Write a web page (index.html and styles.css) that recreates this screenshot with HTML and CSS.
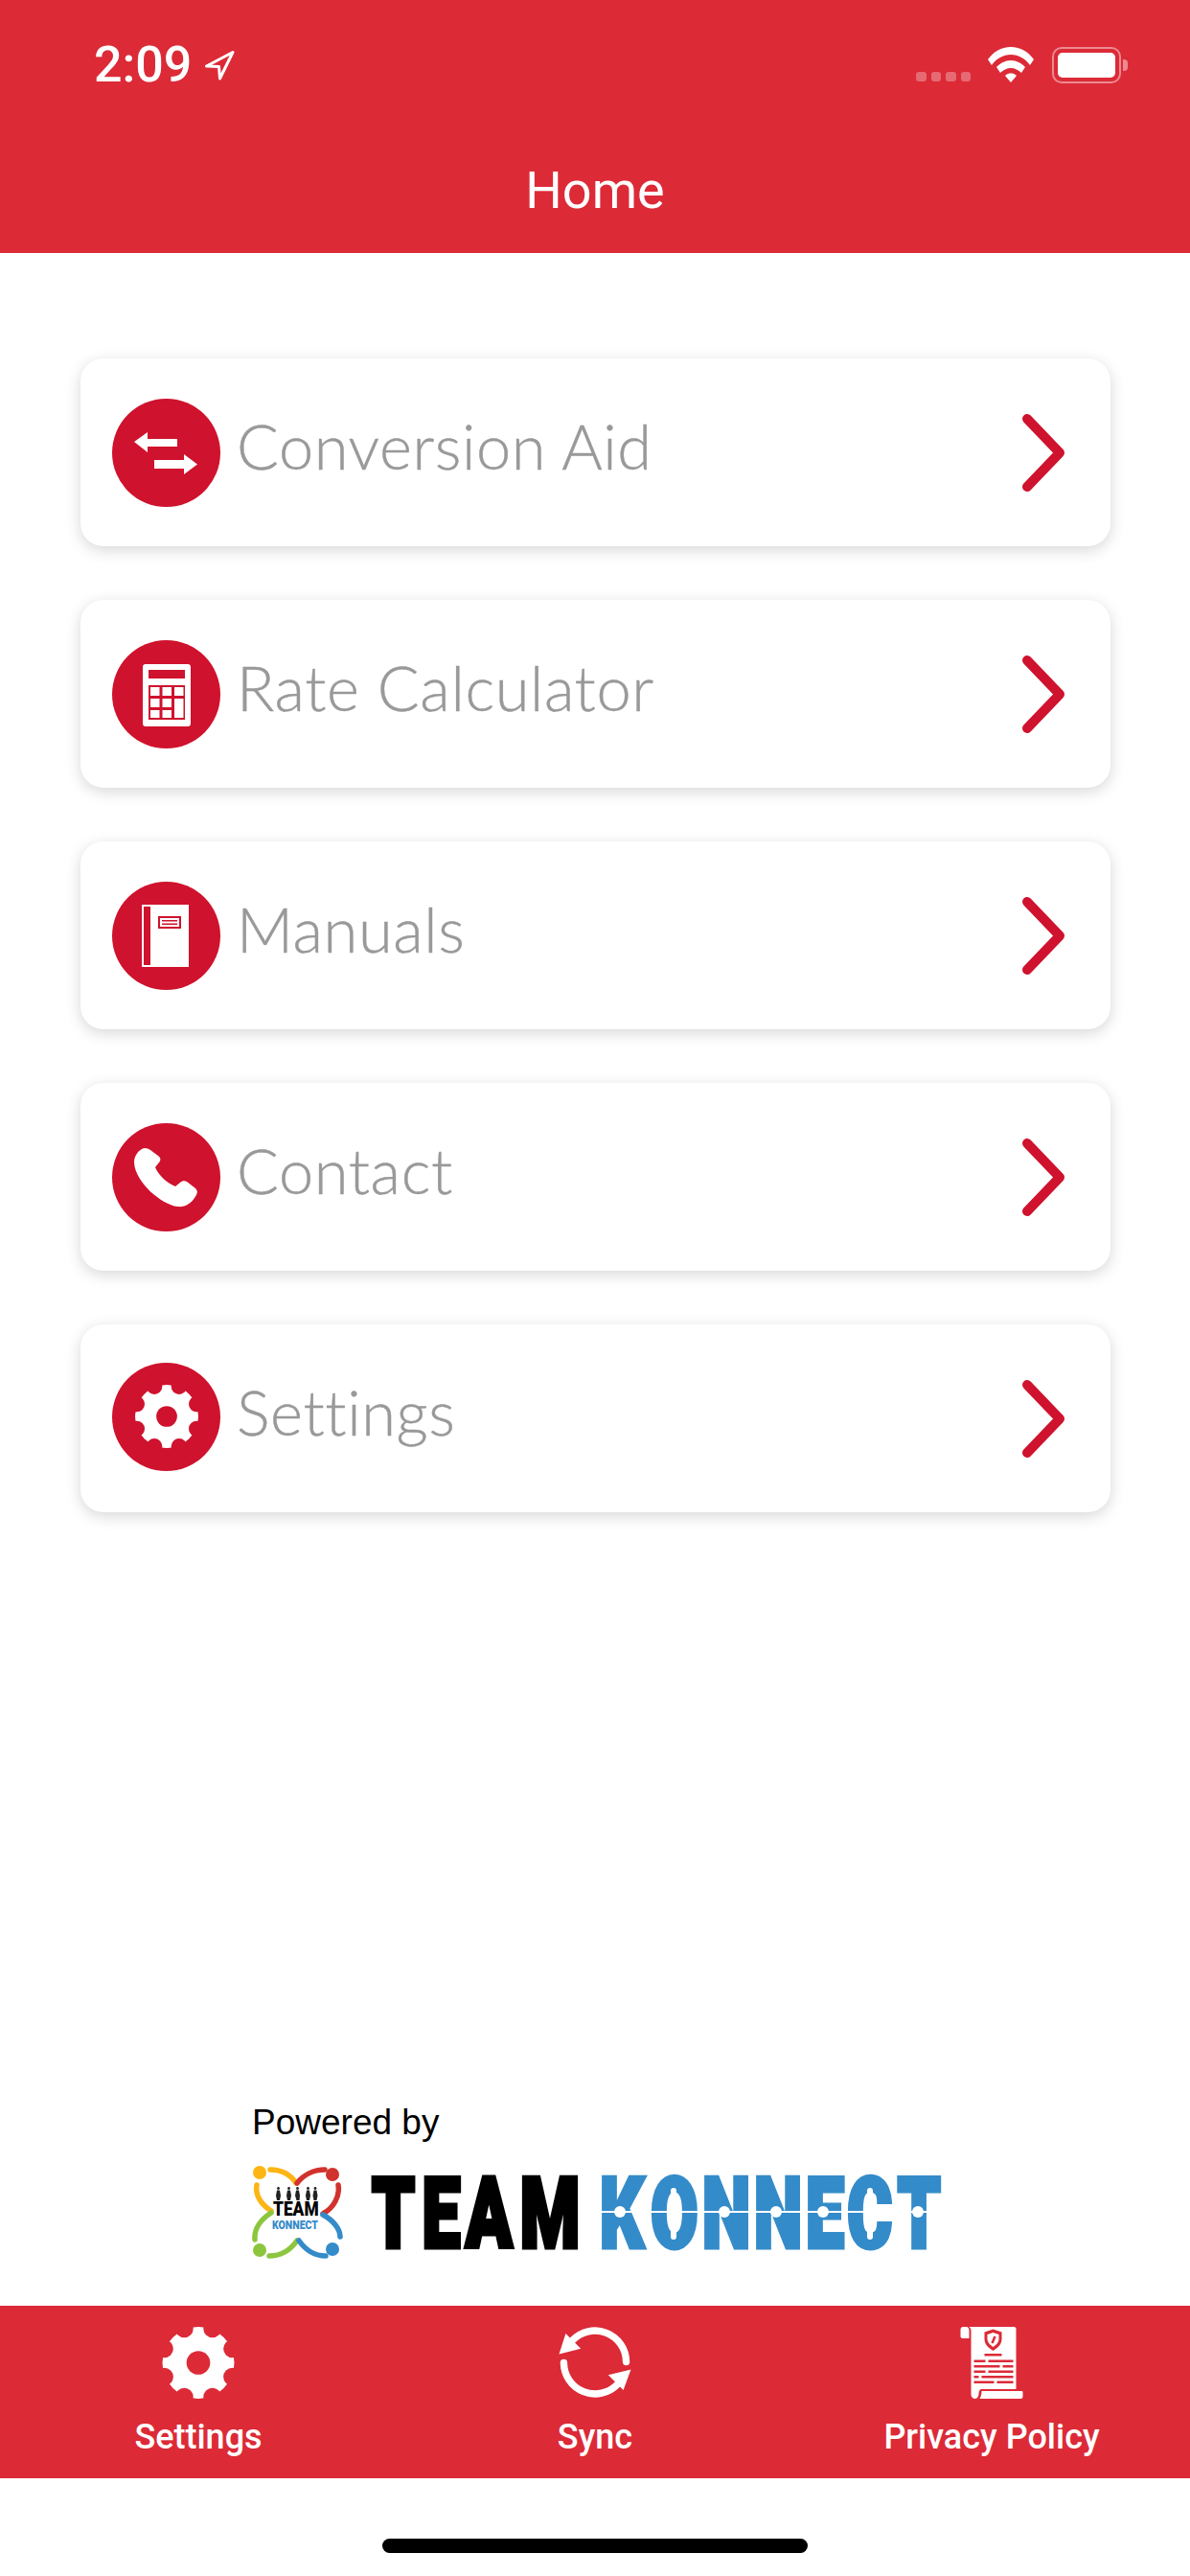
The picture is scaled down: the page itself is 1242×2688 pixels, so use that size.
FILE: index.html
```html
<!DOCTYPE html>
<html lang="en">
<head>
<meta charset="utf-8">
<title>Home</title>
<link rel="stylesheet" href="styles.css">
</head>
<body>
<svg class="defs" width="0" height="0" aria-hidden="true">
  <symbol id="gear" viewBox="0 0 76 76">
    <circle class="gear-body" cx="38" cy="38" r="38"/>
    <g class="gear-cut">
      <circle cx="38" cy="38" r="12.5"/>
      <circle cx="52.9" cy="2" r="9.5"/>
      <circle cx="74" cy="23.1" r="9.5"/>
      <circle cx="74" cy="52.9" r="9.5"/>
      <circle cx="52.9" cy="74" r="9.5"/>
      <circle cx="23.1" cy="74" r="9.5"/>
      <circle cx="2" cy="52.9" r="9.5"/>
      <circle cx="2" cy="23.1" r="9.5"/>
      <circle cx="23.1" cy="2" r="9.5"/>
    </g>
  </symbol>
</svg>

<div class="page">
  <header class="topbar">
    <div class="status">
      <div class="status-left">
        <span class="time">2:09</span>
        <svg class="loc" viewBox="0 0 32 32"><path d="M30 2.500 L2.500 17 L15.500 17.500 L16.500 30 Z" fill="none" stroke="#fff" stroke-width="3" stroke-linejoin="round"/></svg>
      </div>
      <div class="status-right">
        <div class="signal"><i></i><i></i><i></i><i></i></div>
        <svg class="wifi" viewBox="0 0 48 37">
          <path d="M0 13 C6 5 14 0 24 0 C34 0 42 5 48 13 L44 19 C39 12 32 8 24 8 C16 8 9 12 4 19 Z" fill="#fff"/>
          <path d="M9 21 C13 17 18 14 24 14 C30 14 35 17 39 21 L35 27 C32 24 28 22 24 22 C20 22 16 24 13 27 Z" fill="#fff"/>
          <path d="M18 30 C20 28 22 27.500 24 27.500 C26 27.500 28 28 30 30 L24 37 Z" fill="#fff"/>
        </svg>
        <div class="battery"><div class="battery-fill"></div></div>
        <div class="battery-nub"></div>
      </div>
    </div>
    <h1 class="title">Home</h1>
  </header>

  <main class="menu">
    <a class="card">
      <svg class="badge" viewBox="0 0 113 113">
        <circle cx="56.500" cy="56.500" r="56.500" fill="#cf122d"/>
        <path d="M23 45 L37 35 V42 H68 V50 H37 V56 Z M44 64 H75 V58 L89 68.500 L75 79 V73 H44 Z" fill="#fff"/>
      </svg>
      <span class="label">Conversion Aid</span>
      <svg class="chev" viewBox="0 0 44 81"><path d="M5 5 L39 40.500 L5 76" fill="none" stroke="#cf122d" stroke-width="10" stroke-linecap="round" stroke-linejoin="round"/></svg>
    </a>
    <a class="card">
      <svg class="badge" viewBox="0 0 113 113">
        <circle cx="56.500" cy="56.500" r="56.500" fill="#cf122d"/>
        <rect x="32" y="25" width="50" height="65" rx="3" fill="#fff"/>
        <g fill="#cf122d">
          <rect x="38" y="31" width="38" height="9"/>
          <rect x="38" y="47" width="38" height="36"/>
        </g>
        <g fill="#fff">
          <rect x="40" y="49" width="9.500" height="9"/><rect x="52.500" y="49" width="9.500" height="9"/><rect x="65" y="49" width="9.500" height="9"/>
          <rect x="40" y="61" width="9.500" height="9"/><rect x="52.500" y="61" width="9.500" height="9"/><rect x="65" y="61" width="9.500" height="20"/>
          <rect x="40" y="73" width="9.500" height="8"/><rect x="52.500" y="73" width="9.500" height="8"/>
        </g>
      </svg>
      <span class="label">Rate Calculator</span>
      <svg class="chev" viewBox="0 0 44 81"><path d="M5 5 L39 40.500 L5 76" fill="none" stroke="#cf122d" stroke-width="10" stroke-linecap="round" stroke-linejoin="round"/></svg>
    </a>
    <a class="card">
      <svg class="badge" viewBox="0 0 113 113">
        <circle cx="56.500" cy="56.500" r="56.500" fill="#cf122d"/>
        <rect x="31" y="24" width="49" height="65" fill="#fff"/>
        <rect x="33" y="26" width="7" height="61" fill="#cf122d"/>
        <rect x="48" y="36" width="24" height="13" fill="#cf122d"/>
        <rect x="50" y="38" width="20" height="9" fill="#fff"/>
        <rect x="52" y="40" width="16" height="1.500" fill="#cf122d"/>
        <rect x="52" y="43.500" width="16" height="1.500" fill="#cf122d"/>
      </svg>
      <span class="label">Manuals</span>
      <svg class="chev" viewBox="0 0 44 81"><path d="M5 5 L39 40.500 L5 76" fill="none" stroke="#cf122d" stroke-width="10" stroke-linecap="round" stroke-linejoin="round"/></svg>
    </a>
    <a class="card">
      <svg class="badge" viewBox="0 0 113 113">
        <circle cx="56.500" cy="56.500" r="56.500" fill="#cf122d"/>
        <path d="M31 27 C34 25 37 26 40 28 L48 34 C51 36 51 39 49 41 L45 46 C48 54 58 63 66 66 L71 62 C73 60 76 60 78 61 L87 68 C90 71 89 74 86 78 C82 84 76 88 68 87 C52 85 24 62 23 41 C23 35 26 30 31 27 Z" fill="#fff"/>
      </svg>
      <span class="label">Contact</span>
      <svg class="chev" viewBox="0 0 44 81"><path d="M5 5 L39 40.500 L5 76" fill="none" stroke="#cf122d" stroke-width="10" stroke-linecap="round" stroke-linejoin="round"/></svg>
    </a>
    <a class="card">
      <span class="badge badge-gear"><svg class="gear-main"><use href="#gear"/></svg></span>
      <span class="label">Settings</span>
      <svg class="chev" viewBox="0 0 44 81"><path d="M5 5 L39 40.500 L5 76" fill="none" stroke="#cf122d" stroke-width="10" stroke-linecap="round" stroke-linejoin="round"/></svg>
    </a>
  </main>

  <section class="powered">
    <p class="powered-text">Powered by</p>
    <svg class="logo" viewBox="0 -14 760 130">
      <g fill="none" stroke-width="5.500" stroke-linecap="round">
        <path d="M19 4 C30 4 40 9 46 18 M5 20 C3 30 9 40 20 47" stroke="#fdb515"/>
        <path d="M47 18 C54 9 65 4 76 4 M90 20 C92 32 85 44 74 50" stroke="#d2322d"/>
        <path d="M20 49 C9 56 2 66 3 77 M18 94 C30 94 40 88 47 78" stroke="#8cc63f"/>
        <path d="M74 51 C85 57 92 66 92 74 M49 78 C56 88 66 94 77 94" stroke="#348bc9"/>
      </g>
      <circle cx="8" cy="7" r="7" fill="#fdb515"/>
      <circle cx="84" cy="9" r="7" fill="#d2322d"/>
      <circle cx="8" cy="88" r="7" fill="#8cc63f"/>
      <circle cx="84" cy="87" r="7" fill="#348bc9"/>
      <g fill="#222">
        <circle cx="27.500" cy="23.500" r="1.400"/><circle cx="38.500" cy="23.500" r="1.400"/><circle cx="47.500" cy="23.500" r="1.400"/><circle cx="58.500" cy="23.500" r="1.400"/><circle cx="66" cy="23.500" r="1.400"/>
        <path d="M26 25.500 H29 L30 31 L29 36 H26 L25 31 Z"/>
        <path d="M37 25.500 H40 L41 31 L40 36 H37 L36 31 Z"/>
        <path d="M46 25.500 H49 L50 31 L49.500 36 H46.500 L45 31 Z"/>
        <path d="M57 25.500 H60 L61 31 L60 36 H57 L56 31 Z"/>
        <path d="M64.500 25.500 H67.500 L68.500 31 L67.500 36 H64.500 L63.500 31 Z"/>
      </g>
      <text class="mark-team" transform="matrix(.82 0 0 1 22 52)" textLength="58" lengthAdjust="spacingAndGlyphs">TEAM</text>
      <text class="mark-konnect" transform="matrix(.8 0 0 1 21 66)" textLength="60" lengthAdjust="spacingAndGlyphs">KONNECT</text>
      <text class="word word-team" transform="matrix(.7 0 0 1 125 84.500)" x="0 75 140 221">TEAM</text>
      <text class="word word-konnect" transform="matrix(.7 0 0 1 363 84.500)" x="0 76 153 230 307 369 444">KONNECT</text>
      <g fill="#fff">
        <rect x="365" y="47" width="352" height="2"/>
        <rect x="437" y="23" width="6" height="54" rx="3"/>
        <rect x="642" y="23" width="6" height="54" rx="3"/>
        <circle cx="384" cy="48" r="6"/><circle cx="440" cy="48" r="6"/><circle cx="493" cy="48" r="6"/><circle cx="547" cy="48" r="6"/><circle cx="596" cy="48" r="6"/><circle cx="645" cy="48" r="6"/><circle cx="695" cy="48" r="6"/>
      </g>
    </svg>
  </section>

  <nav class="tabs">
    <a class="tab">
      <svg class="tab-icon gear-tab"><use href="#gear"/></svg>
      <span class="tab-label">Settings</span>
    </a>
    <a class="tab">
      <svg class="tab-icon" viewBox="0 0 76 76">
        <g fill="none" stroke="#fff" stroke-width="7.500" stroke-linecap="round">
          <path d="M14 14.500 A33 33 0 0 1 71 37"/>
          <path d="M5 38 A33 33 0 0 0 62 60.500"/>
        </g>
        <path d="M0 29 L7 7 L23 23 Z M76 45 L68 67 L52 51 Z" fill="#fff"/>
      </svg>
      <span class="tab-label">Sync</span>
    </a>
    <a class="tab">
      <svg class="tab-icon" viewBox="0 0 65 75">
        <path d="M0 3 C0 1 1 0 3 0 H6 C8 0 9 2 9 4 V12 H2 C1 12 0 11 0 10 Z" fill="#fff"/>
        <path d="M9 0 H56 C57 0 58 1 58 2 V65 H22 C20 65 19 67 19 70 C19 73 17 75 15 75 C13 75 11 73 11 71 V4 C11 2 10 1 9 0 Z" fill="#fff"/>
        <path d="M22 67 H64 C65 67 65 68 65 69 V73 C65 74 64 75 63 75 H20 C21 73 22 71 22 67 Z" fill="#fff"/>
        <path d="M34 2.500 L43 5.500 V13 C43 18 39 22 34 25 C29 22 25 18 25 13 V5.500 Z" fill="#dc2a37"/>
        <path d="M34 6 L40 8 V13 C40 16 37 19 34 21 C31 19 28 16 28 13 V8 Z" fill="#fff"/>
        <path d="M36 10 L33 17" stroke="#dc2a37" stroke-width="2.500" fill="none"/>
        <g fill="#dc2a37">
          <rect x="25" y="28" width="18" height="2.500"/>
          <rect x="14" y="34.500" width="12" height="2.500"/><rect x="29" y="34.500" width="26" height="2.500"/>
          <rect x="14" y="40" width="27" height="2.500"/><rect x="44" y="40" width="11" height="2.500"/>
          <rect x="14" y="45.500" width="12" height="2.500"/><rect x="29" y="45.500" width="26" height="2.500"/>
          <rect x="14" y="51" width="5" height="2.500"/><rect x="22" y="51" width="33" height="2.500"/>
          <rect x="14" y="56.500" width="21" height="2.500"/><rect x="38" y="56.500" width="17" height="2.500"/>
        </g>
      </svg>
      <span class="tab-label">Privacy Policy</span>
    </a>
  </nav>

  <footer class="home-area"><div class="home-bar"></div></footer>
</div>
</body>
</html>
```

FILE: styles.css
```css
* { box-sizing: border-box; }
html, body { margin: 0; padding: 0; background: #fff; }
body { font-family: Roboto, "Liberation Sans", sans-serif; }
.defs { position: absolute; }

.page {
  width: 1242px;
  height: 2688px;
  display: flex;
  flex-direction: column;
  overflow: hidden;
}

.topbar {
  height: 264px;
  background: #dc2a37;
  color: #fff;
  display: flex;
  flex-direction: column;
}
.status {
  height: 168px;
  padding: 49px 65px 0 98px;
  display: flex;
  justify-content: space-between;
  align-items: flex-start;
}
.status-left { display: flex; align-items: center; height: 38px; gap: 13px; }
.time { font-size: 52px; font-weight: 500; line-height: 38px; }
.loc { width: 32px; height: 32px; }
.status-right { display: flex; align-items: flex-start; }
.signal { display: flex; gap: 5px; margin-top: 26px; margin-right: 18px; }
.signal i {
  display: block;
  width: 10.500px;
  height: 10px;
  border-radius: 3px;
  background: rgba(255, 255, 255, .3);
}
.wifi { width: 48px; height: 37px; margin-right: 19px; }
.battery {
  width: 72px;
  height: 38px;
  border: 2.500px solid rgba(255, 255, 255, .45);
  border-radius: 10px;
  padding: 4px;
}
.battery-fill { height: 100%; background: #fff; border-radius: 5px; }
.battery-nub {
  width: 5px;
  height: 12px;
  margin: 13px 0 0 2px;
  background: rgba(255, 255, 255, .45);
  border-radius: 0 4px 4px 0;
}
.title {
  margin: 1px 0 0;
  text-align: center;
  font-size: 54px;
  font-weight: 400;
  line-height: 60px;
}

.menu {
  flex: 1;
  padding: 110px 83px 0 84px;
  display: flex;
  flex-direction: column;
  gap: 56px;
}
.card {
  height: 196px;
  background: #fff;
  border-radius: 24px;
  box-shadow: 0 4px 16px rgba(0, 0, 0, .16);
  padding: 0 48px 0 33px;
  display: flex;
  align-items: center;
}
.badge { width: 113px; height: 113px; flex: none; }
.badge-gear {
  border-radius: 50%;
  background: #cf122d;
  color: #cf122d;
  display: flex;
  align-items: center;
  justify-content: center;
  margin-top: -4px;
}
.gear-main { width: 66px; height: 66px; }
.gear-body { fill: #fff; }
.gear-cut { fill: currentColor; }
.label {
  flex: 1;
  margin: -15px 0 0 17px;
  font-family: Lato, sans-serif;
  font-size: 65px;
  font-weight: 300;
  letter-spacing: .6px;
  color: #999;
  -webkit-text-stroke: .4px #999;
  line-height: 80px;
}
.chev { width: 44px; height: 81px; flex: none; }

.powered { padding-left: 263px; height: 215px; }
.powered-text {
  margin: 1px 0 8px;
  font-family: "Liberation Sans", sans-serif;
  font-size: 37px;
  line-height: 46px;
  color: #000;
}
.logo { display: block; width: 760px; height: 130px; }
.mark-team { font-family: Roboto, sans-serif; font-weight: 900; font-size: 21px; fill: #000; }
.mark-konnect { font-family: Roboto, sans-serif; font-weight: 900; font-size: 13px; fill: #348bc9; }
.word { font-family: Roboto, sans-serif; font-weight: 900; font-size: 102px; stroke-width: 5px; stroke-linejoin: miter; }
.word-team { fill: #000; stroke: #000; }
.word-konnect { fill: #348bc9; stroke: #348bc9; }

.tabs {
  height: 180px;
  background: #dc2a37;
  display: grid;
  grid-template-columns: repeat(3, 1fr);
}
.tab {
  display: flex;
  flex-direction: column;
  align-items: center;
  padding-top: 22px;
  color: #fff;
}
.tab-icon { width: 76px; height: 75px; display: block; }
.gear-tab { color: #dc2a37; }
.tab-label {
  margin-top: 18px;
  font-size: 36px;
  font-weight: 500;
  line-height: 44px;
}

.home-area {
  height: 102px;
  display: flex;
  justify-content: center;
  padding-top: 63px;
}
.home-bar { width: 444px; height: 15px; border-radius: 8px; background: #000; }
```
::::
_Aim of the exercise:_
Write out each line of the data that holds the string "index".

_Solution to the problem:_
Write a web page (index.html and styles.css) that recreates this screenshot with HTML and CSS.
FILE: index.html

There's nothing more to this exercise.